Date assigned by each position
Bronze-Age: 13th c. BCE. Post-exilic: 6th-5th c. BCE composition, no actual structure. Older-tradition: pre-monarchic kernel, Priestly elaboration.
Timna Midianite shrine (Site 200, c. 1200-1150 BCE)
Frame
Post-holes for a tented superstructure over a stone-walled enclosure. The textile elements are inferred from the post arrangement and from the comparative Egyptian material at the site.
Beno Rothenberg, The Egyptian Mining Temple at Timna (1988)
Coverings
Textile remnants and yellow, red, and blue-dyed cloth fragments were recovered from the Late Bronze stratum at the site.
Plan
Rectangular enclosure with an inner shrine and an open courtyard. A central naos was located at the back of the structure, away from the entrance.
Cultic furniture
A copper serpent (Num 21:8-9 parallel), copper bowls, a stone basin, and an offering installation in the courtyard. No Egyptian deity remained in the Midianite phase.
Theology
Reused as a Midianite shrine after the Egyptian mining operation ended. The Egyptian Hathor reliefs were defaced in the Midianite phase, suggesting non-Egyptian cult reuse of an Egyptian structure.
Significance for the debate
Confirms that portable, tent-roofed shrines with court-and-naos plans existed in the region in the period the Exodus narrative is set. Used by the Bronze-Age and older-tradition positions; minimized by the post-exilic position.
Egyptian war-tent and processional shrines (13th c. BCE)
Frame
Ramesses II's Kadesh war-tent (Abu Simbel reliefs) shows a frame structure with side panels. The Tutankhamun shrines (KV62) are acacia-frame and gold-sheathed.
M. Homan, To Your Tents, O Israel (2002)
Coverings
Textile coverings over wooden frames in both the war-tent and the festival processional barks. Documented in Theban tomb paintings and in the Karnak and Luxor relief programs.
Plan
The Kadesh war-tent is a two-room rectangular structure with an outer court. Length is roughly twice the width. The inner chamber housed Pharaoh's emblem.
Cultic furniture
Tutankhamun's nested shrines housed the royal sarcophagus. The processional barks carried divine images on shoulder-poles, with cherub-like guardian figures.
Theology
The mobile presence of the king and the gods. Pharaoh's war-tent doubled as an audience hall and a cultic center on campaign.
Significance for the debate
Establishes acacia-frame, gold-overlaid, tent-covered cultic architecture as a known Late Bronze technology in the geographic area Moses is said to have come from. Used by the Bronze-Age position.

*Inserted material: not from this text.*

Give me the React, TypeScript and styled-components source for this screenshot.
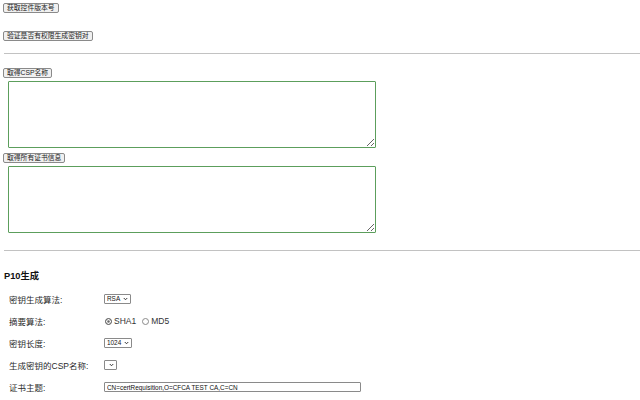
import React from 'react';
import styled, { createGlobalStyle } from 'styled-components';

const GlobalStyle = createGlobalStyle`
  html, body {
    margin: 0;
    padding: 0;
    background: #fff;
  }
  body {
    font-family: "Liberation Sans", "Noto Sans CJK SC", Arial, sans-serif;
    color: #222;
  }
`;

const Page = styled.div`
  width: 640px;
  height: 400px;
  overflow: hidden;
  padding: 3px 0 0 3px;
  box-sizing: border-box;
`;

const ActionButton = styled.button<{ $top?: number }>`
  display: block;
  margin: ${(p) => p.$top ?? 0}px 0 0 0;
  height: 10px;
  padding: 0 3px;
  font-family: "Liberation Sans", "Noto Sans CJK SC", sans-serif;
  font-size: 6.8px;
  line-height: 8px;
  color: #222;
  background: #f0f0f0;
  border: 1px solid #8a8a8a;
  border-radius: 2px;
  white-space: nowrap;
`;

const Divider = styled.hr<{ $top: number }>`
  margin: ${(p) => p.$top}px 0 0 1px;
  border: 0;
  border-top: 1px solid #c2c2c2;
  height: 0;
`;

const TextBox = styled.textarea`
  display: block;
  margin: 3px 0 0 5px;
  width: 368px;
  height: 67px;
  box-sizing: border-box;
  border: 1px solid #5c9e5c;
  border-radius: 1px;
  resize: both;
  outline: none;
`;

const Title = styled.h3`
  margin: 20px 0 0 1px;
  font-size: 9.3px;
  line-height: 11px;
  font-weight: bold;
  color: #111;
`;

const Form = styled.div`
  display: grid;
  grid-template-columns: 95px auto;
  grid-auto-rows: 22px;
  align-items: center;
  margin: 6px 0 0 6px;
`;

const Label = styled.span`
  font-size: 8.5px;
  color: #2a2a2a;
  white-space: nowrap;
`;

const Control = styled.div`
  display: flex;
  align-items: center;
`;

const SelectFrame = styled.span`
  display: inline-flex;
  align-items: center;
  height: 10px;
  box-sizing: border-box;
  padding: 0 2px 0 2px;
  border: 1px solid #8a8a8a;
  border-radius: 1px;
  background: #fff;
`;

const NativeSelect = styled.select`
  appearance: none;
  -webkit-appearance: none;
  border: 0;
  padding: 0;
  margin: 0;
  height: 8px;
  line-height: 8px;
  background: transparent;
  font-family: "Liberation Sans", sans-serif;
  font-size: 6.4px;
  color: #111;
  outline: none;
`;

const Chevron = styled.svg`
  width: 5px;
  height: 4px;
  margin-left: 2px;
  flex: none;
`;

const RadioGroup = styled.label`
  display: flex;
  align-items: center;
  margin-right: 5px;
  font-size: 8.5px;
  color: #333;
`;

const Radio = styled.input`
  appearance: none;
  -webkit-appearance: none;
  width: 7px;
  height: 7px;
  box-sizing: border-box;
  margin: 0 2px 0 1px;
  border: 1px solid #8a8a8a;
  border-radius: 50%;
  background: #fff;
  &:checked {
    border-color: #666;
    box-shadow: inset 0 0 0 1.2px #fff;
    background: #666;
  }
`;

const SubjectInput = styled.input`
  width: 257px;
  height: 10px;
  box-sizing: border-box;
  padding: 0 2px;
  font-family: "Liberation Sans", sans-serif;
  font-size: 6.4px;
  color: #111;
  border: 1px solid #8a8a8a;
  border-radius: 1px;
  outline: none;
`;

const Dropdown = ({ options, value }: { options: string[]; value?: string }) => (
  <SelectFrame>
    <NativeSelect defaultValue={value}>
      {options.map((o) => (
        <option key={o}>{o}</option>
      ))}
    </NativeSelect>
    <Chevron viewBox="0 0 10 8">
      <path d="M1.5 2 L5 5.5 L8.5 2" fill="none" stroke="#222" strokeWidth="1.8" />
    </Chevron>
  </SelectFrame>
);

export default function App() {
  return (
    <>
      <GlobalStyle />
      <Page>
        <ActionButton>获取控件版本号</ActionButton>
        <ActionButton $top={18}>验证是否有权限生成密钥对</ActionButton>
        <Divider $top={12} />
        <ActionButton $top={14}>取得CSP名称</ActionButton>
        <TextBox />
        <ActionButton $top={5}>取得所有证书信息</ActionButton>
        <TextBox />
        <Divider $top={17} />
        <Title>P10生成</Title>
        <Form>
          <Label>密钥生成算法:</Label>
          <Control>
            <Dropdown options={['RSA', 'SM2']} value="RSA" />
          </Control>

          <Label>摘要算法:</Label>
          <Control>
            <RadioGroup>
              <Radio type="radio" name="hash" defaultChecked />
              SHA1
            </RadioGroup>
            <RadioGroup>
              <Radio type="radio" name="hash" />
              MD5
            </RadioGroup>
          </Control>

          <Label>密钥长度:</Label>
          <Control>
            <Dropdown options={['1024', '2048']} value="1024" />
          </Control>

          <Label>生成密钥的CSP名称:</Label>
          <Control>
            <Dropdown options={[]} />
          </Control>

          <Label>证书主题:</Label>
          <Control>
            <SubjectInput defaultValue="CN=certRequisition,O=CFCA TEST CA,C=CN" />
          </Control>
        </Form>
      </Page>
    </>
  );
}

What the Timna shrine actually shows

The Timna excavations (Beno Rothenberg, 1969-1990) uncovered an Egyptian copper-mining operation in the Negev, active from the 14th into the 12th century BCE. At the end of the Egyptian phase, the small Hathor temple at Site 200 was abandoned, and a Midianite community reused the site as a tent-shrine. The Hathor reliefs were defaced. Post-holes consistent with a tented superstructure replaced the stone roof. Midianite painted pottery, dyed textile fragments, and a copper serpent were recovered from the upper stratum.

Two features of the Timna shrine are cited most often in the tabernacle debate. The first is that a tented sanctuary with a court-and-naos plan existed in the Negev region in the late 13th and early 12th centuries BCE. Whatever else is the case, Wellhausen's implicit claim that the architectural type was post-exilic is harder to maintain once Site 200 is on the table. The second is the copper serpent. Numbers 21:8-9 describes Moses making a bronze serpent in the wilderness as a sign for healing. A copper serpent of the right period and the right region surfaces from the same archaeological horizon. The two need not be directly connected. They establish that the cultic vocabulary the text uses has Late Bronze parallels.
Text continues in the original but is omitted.